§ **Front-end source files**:
## Start
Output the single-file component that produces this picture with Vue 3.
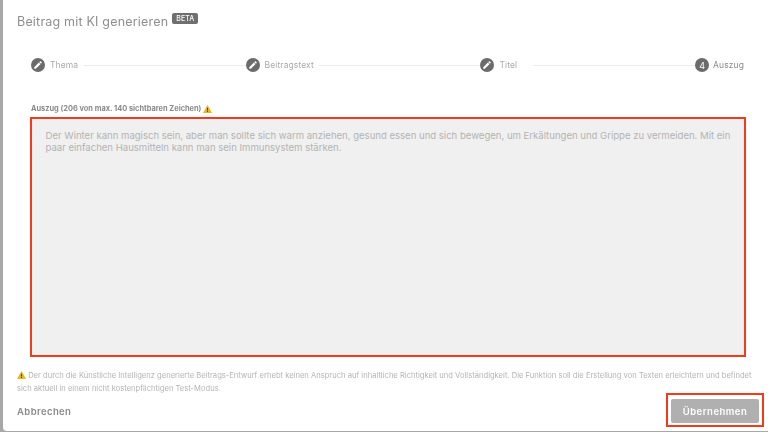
<script setup>
const steps = [
  { label: 'Thema', done: true },
  { label: 'Beitragstext', done: true },
  { label: 'Titel', done: true },
  { label: 'Auszug', done: false, n: 4 },
]
</script>

<template>
  <div class="modal">
    <header class="head">
      <h1 class="title">Beitrag mit KI generieren</h1>
      <span class="beta">BETA</span>
    </header>

    <div class="stepper">
      <div v-for="s in steps" :key="s.label" class="step" :class="{ last: !s.done }">
        <span class="dot">
          <svg v-if="s.done" width="10" height="10" viewBox="0 0 24 24"><path fill="#fff" d="M3 17.25V21h3.75L17.81 9.94l-3.75-3.75L3 17.25zM20.71 7.04a1 1 0 0 0 0-1.41l-2.34-2.34a1 1 0 0 0-1.41 0l-1.83 1.83 3.75 3.75 1.83-1.83z"/></svg>
          <template v-else>{{ s.n }}</template>
        </span>
        <span class="label" :class="{ active: !s.done }">{{ s.label }}</span>
        <span v-if="s.done" class="line"></span>
      </div>
    </div>

    <div class="field-label">
      <span>Auszug (206 von max. 140 sichtbaren Zeichen)</span>
      <svg class="warn" width="9" height="8" viewBox="0 0 18 16"><path fill="#e5b81f" d="M9 0 18 16H0z"/><path fill="#4a3d10" d="M8 5.5h2v5.5H8zM8 12h2v2H8z"/></svg>
    </div>

    <div class="excerpt">Der Winter kann magisch sein, aber man sollte sich warm anziehen, gesund essen und sich bewegen, um Erkältungen und Grippe zu vermeiden. Mit ein paar einfachen Hausmitteln kann man sein Immunsystem stärken.</div>

    <p class="notice">
      <svg class="warn" width="9" height="8" viewBox="0 0 18 16"><path fill="#e5b81f" d="M9 0 18 16H0z"/><path fill="#4a3d10" d="M8 5.5h2v5.5H8zM8 12h2v2H8z"/></svg>
      Der durch die Künstliche Intelligenz generierte Beitrags-Entwurf erhebt keinen Anspruch auf inhaltliche Richtigkeit und Vollständigkeit. Die Funktion soll die Erstellung von Texten erleichtern und befindet sich aktuell in einem nicht kostenpflichtigen Test-Modus.
    </p>

    <footer class="foot">
      <button class="cancel" type="button">Abbrechen</button>
      <span class="highlight"><button class="apply" type="button">Übernehmen</button></span>
    </footer>
  </div>
</template>

<style>
html, body { margin: 0; background: #a8a8a8; }
</style>

<style scoped>
.modal {
  box-sizing: border-box;
  width: 765px;
  height: 431px;
  margin-left: 3px;
  background: #fff;
  border-radius: 0 0 0 4px;
  display: flex;
  flex-direction: column;
  font-family: Inter, "Liberation Sans", sans-serif;
  color: #8f8f8f;
  overflow: hidden;
  filter: blur(0.3px);
}
.head {
  display: flex;
  flex: none;
  align-items: flex-start;
  gap: 4px;
  padding: 12px 0 0 14px;
  height: 47px;
  box-sizing: border-box;
}
.title {
  margin: 0;
  font-size: 12.5px;
  font-weight: 400;
  line-height: 20px;
  color: #8e8e8e;
  letter-spacing: 0.2px;
}
.beta {
  background: #6f6f6f;
  color: #fff;
  font-size: 7px;
  font-weight: 500;
  line-height: 11px;
  padding: 0 4px;
  border-radius: 2px;
  margin-top: 1px;
}
.stepper {
  display: flex;
  flex: none;
  align-items: center;
  height: 14px;
  margin-top: 11px;
  padding: 0 24px 0 28px;
}
.step {
  flex: 1 1 auto;
  display: flex;
  align-items: center;
  gap: 5px;
}
.step.last { flex: none; gap: 4px; }
.dot {
  width: 14px;
  height: 14px;
  border-radius: 50%;
  background: #6b6b6b;
  color: #fff;
  font-size: 9px;
  display: flex;
  align-items: center;
  justify-content: center;
  flex: none;
}
.label {
  font-size: 8.5px;
  color: #ababab;
  letter-spacing: 0.1px;
  min-width: 29px;
}
.label.active { color: #8a8a8a; }
.line {
  flex: 1;
  height: 1px;
  background: #ececec;
}
.field-label {
  display: flex;
  flex: none;
  align-items: center;
  gap: 2px;
  margin: 31px 0 0 28px;
  height: 11px;
  font-size: 7.4px;
  font-weight: 700;
  color: #8a8a8a;
}
.excerpt {
  box-sizing: border-box;
  flex: none;
  width: 716px;
  height: 240px;
  margin: 3px 0 0 26.5px;
  padding: 11px 10px 11px 14px;
  background: #f0f0f0;
  border: 2px solid #f43a1c;
  font-size: 9.55px;
  line-height: 12px;
  color: #b3b3b3;
}
.notice {
  flex: none;
  margin: 12px 14px 0;
  font-size: 7.6px;
  line-height: 13px;
  color: #b4b4b4;
}
.notice .warn { vertical-align: -1px; }
.foot {
  display: flex;
  flex: none;
  align-items: center;
  justify-content: space-between;
  margin-top: -2px;
  padding: 0 4px 4px 14px;
}
.cancel {
  border: 0;
  background: none;
  padding: 0;
  margin-top: 2px;
  font: inherit;
  font-size: 9.5px;
  font-weight: 600;
  letter-spacing: 0.4px;
  color: #8a8a8a;
}
.highlight {
  display: block;
  border: 2px solid #f43a1c;
  padding: 4px 3px 2px;
}
.apply {
  display: block;
  width: 88px;
  height: 24px;
  border: 0;
  border-radius: 2px;
  background: #b0b0b0;
  color: #fff;
  font: inherit;
  font-size: 9.5px;
  font-weight: 600;
  letter-spacing: 0.5px;
}
</style>
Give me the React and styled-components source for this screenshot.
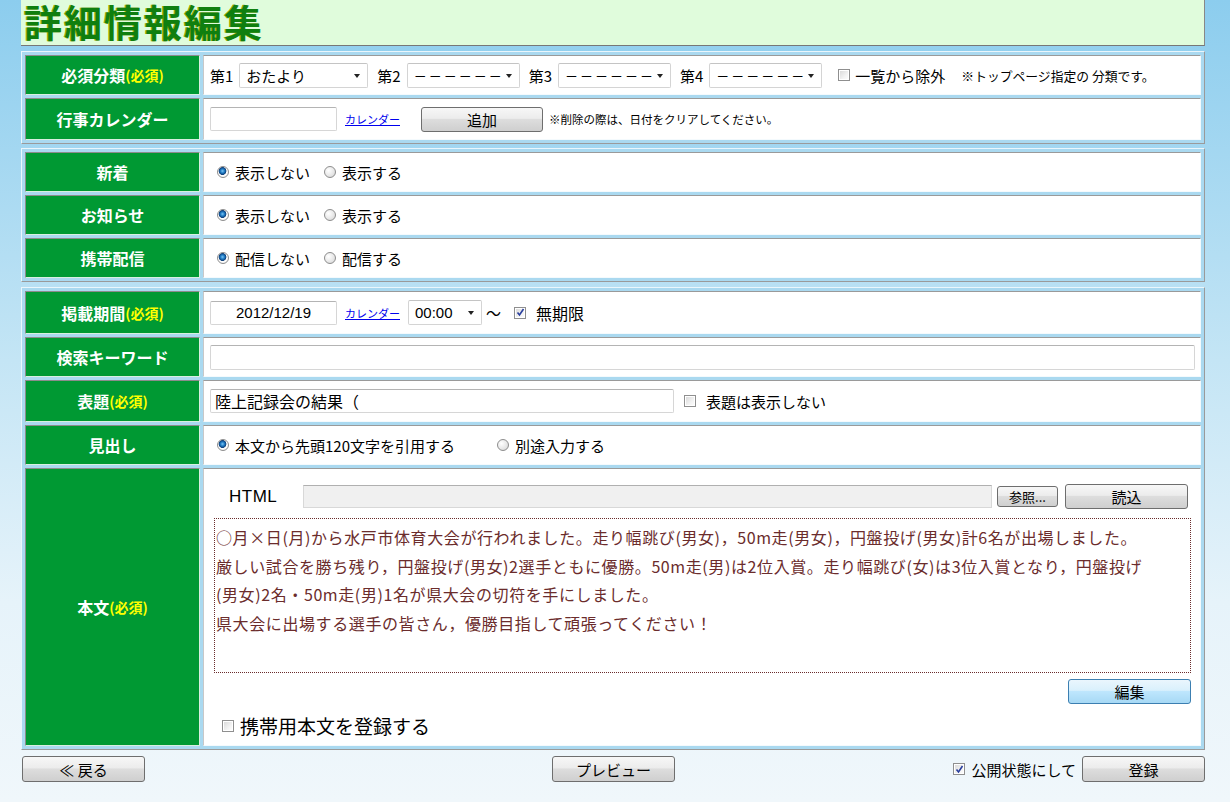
## End
None of the pictures should appear; repeat the records exactly otherwise.

Output the single-file component that produces this picture with Vue 3.
<script setup>
const steps = [
  { label: 'Thema', done: true },
  { label: 'Beitragstext', done: true },
  { label: 'Titel', done: true },
  { label: 'Auszug', done: false, n: 4 },
]
</script>

<template>
  <div class="modal">
    <header class="head">
      <h1 class="title">Beitrag mit KI generieren</h1>
      <span class="beta">BETA</span>
    </header>

    <div class="stepper">
      <div v-for="s in steps" :key="s.label" class="step" :class="{ last: !s.done }">
        <span class="dot">
          <svg v-if="s.done" width="10" height="10" viewBox="0 0 24 24"><path fill="#fff" d="M3 17.25V21h3.75L17.81 9.94l-3.75-3.75L3 17.25zM20.71 7.04a1 1 0 0 0 0-1.41l-2.34-2.34a1 1 0 0 0-1.41 0l-1.83 1.83 3.75 3.75 1.83-1.83z"/></svg>
          <template v-else>{{ s.n }}</template>
        </span>
        <span class="label" :class="{ active: !s.done }">{{ s.label }}</span>
        <span v-if="s.done" class="line"></span>
      </div>
    </div>

    <div class="field-label">
      <span>Auszug (206 von max. 140 sichtbaren Zeichen)</span>
      <svg class="warn" width="9" height="8" viewBox="0 0 18 16"><path fill="#e5b81f" d="M9 0 18 16H0z"/><path fill="#4a3d10" d="M8 5.5h2v5.5H8zM8 12h2v2H8z"/></svg>
    </div>

    <div class="excerpt">Der Winter kann magisch sein, aber man sollte sich warm anziehen, gesund essen und sich bewegen, um Erkältungen und Grippe zu vermeiden. Mit ein paar einfachen Hausmitteln kann man sein Immunsystem stärken.</div>

    <p class="notice">
      <svg class="warn" width="9" height="8" viewBox="0 0 18 16"><path fill="#e5b81f" d="M9 0 18 16H0z"/><path fill="#4a3d10" d="M8 5.5h2v5.5H8zM8 12h2v2H8z"/></svg>
      Der durch die Künstliche Intelligenz generierte Beitrags-Entwurf erhebt keinen Anspruch auf inhaltliche Richtigkeit und Vollständigkeit. Die Funktion soll die Erstellung von Texten erleichtern und befindet sich aktuell in einem nicht kostenpflichtigen Test-Modus.
    </p>

    <footer class="foot">
      <button class="cancel" type="button">Abbrechen</button>
      <span class="highlight"><button class="apply" type="button">Übernehmen</button></span>
    </footer>
  </div>
</template>

<style>
html, body { margin: 0; background: #a8a8a8; }
</style>

<style scoped>
.modal {
  box-sizing: border-box;
  width: 765px;
  height: 431px;
  margin-left: 3px;
  background: #fff;
  border-radius: 0 0 0 4px;
  display: flex;
  flex-direction: column;
  font-family: Inter, "Liberation Sans", sans-serif;
  color: #8f8f8f;
  overflow: hidden;
  filter: blur(0.3px);
}
.head {
  display: flex;
  flex: none;
  align-items: flex-start;
  gap: 4px;
  padding: 12px 0 0 14px;
  height: 47px;
  box-sizing: border-box;
}
.title {
  margin: 0;
  font-size: 12.5px;
  font-weight: 400;
  line-height: 20px;
  color: #8e8e8e;
  letter-spacing: 0.2px;
}
.beta {
  background: #6f6f6f;
  color: #fff;
  font-size: 7px;
  font-weight: 500;
  line-height: 11px;
  padding: 0 4px;
  border-radius: 2px;
  margin-top: 1px;
}
.stepper {
  display: flex;
  flex: none;
  align-items: center;
  height: 14px;
  margin-top: 11px;
  padding: 0 24px 0 28px;
}
.step {
  flex: 1 1 auto;
  display: flex;
  align-items: center;
  gap: 5px;
}
.step.last { flex: none; gap: 4px; }
.dot {
  width: 14px;
  height: 14px;
  border-radius: 50%;
  background: #6b6b6b;
  color: #fff;
  font-size: 9px;
  display: flex;
  align-items: center;
  justify-content: center;
  flex: none;
}
.label {
  font-size: 8.5px;
  color: #ababab;
  letter-spacing: 0.1px;
  min-width: 29px;
}
.label.active { color: #8a8a8a; }
.line {
  flex: 1;
  height: 1px;
  background: #ececec;
}
.field-label {
  display: flex;
  flex: none;
  align-items: center;
  gap: 2px;
  margin: 31px 0 0 28px;
  height: 11px;
  font-size: 7.4px;
  font-weight: 700;
  color: #8a8a8a;
}
.excerpt {
  box-sizing: border-box;
  flex: none;
  width: 716px;
  height: 240px;
  margin: 3px 0 0 26.5px;
  padding: 11px 10px 11px 14px;
  background: #f0f0f0;
  border: 2px solid #f43a1c;
  font-size: 9.55px;
  line-height: 12px;
  color: #b3b3b3;
}
.notice {
  flex: none;
  margin: 12px 14px 0;
  font-size: 7.6px;
  line-height: 13px;
  color: #b4b4b4;
}
.notice .warn { vertical-align: -1px; }
.foot {
  display: flex;
  flex: none;
  align-items: center;
  justify-content: space-between;
  margin-top: -2px;
  padding: 0 4px 4px 14px;
}
.cancel {
  border: 0;
  background: none;
  padding: 0;
  margin-top: 2px;
  font: inherit;
  font-size: 9.5px;
  font-weight: 600;
  letter-spacing: 0.4px;
  color: #8a8a8a;
}
.highlight {
  display: block;
  border: 2px solid #f43a1c;
  padding: 4px 3px 2px;
}
.apply {
  display: block;
  width: 88px;
  height: 24px;
  border: 0;
  border-radius: 2px;
  background: #b0b0b0;
  color: #fff;
  font: inherit;
  font-size: 9.5px;
  font-weight: 600;
  letter-spacing: 0.5px;
}
</style>
Give me the React and styled-components source for this screenshot.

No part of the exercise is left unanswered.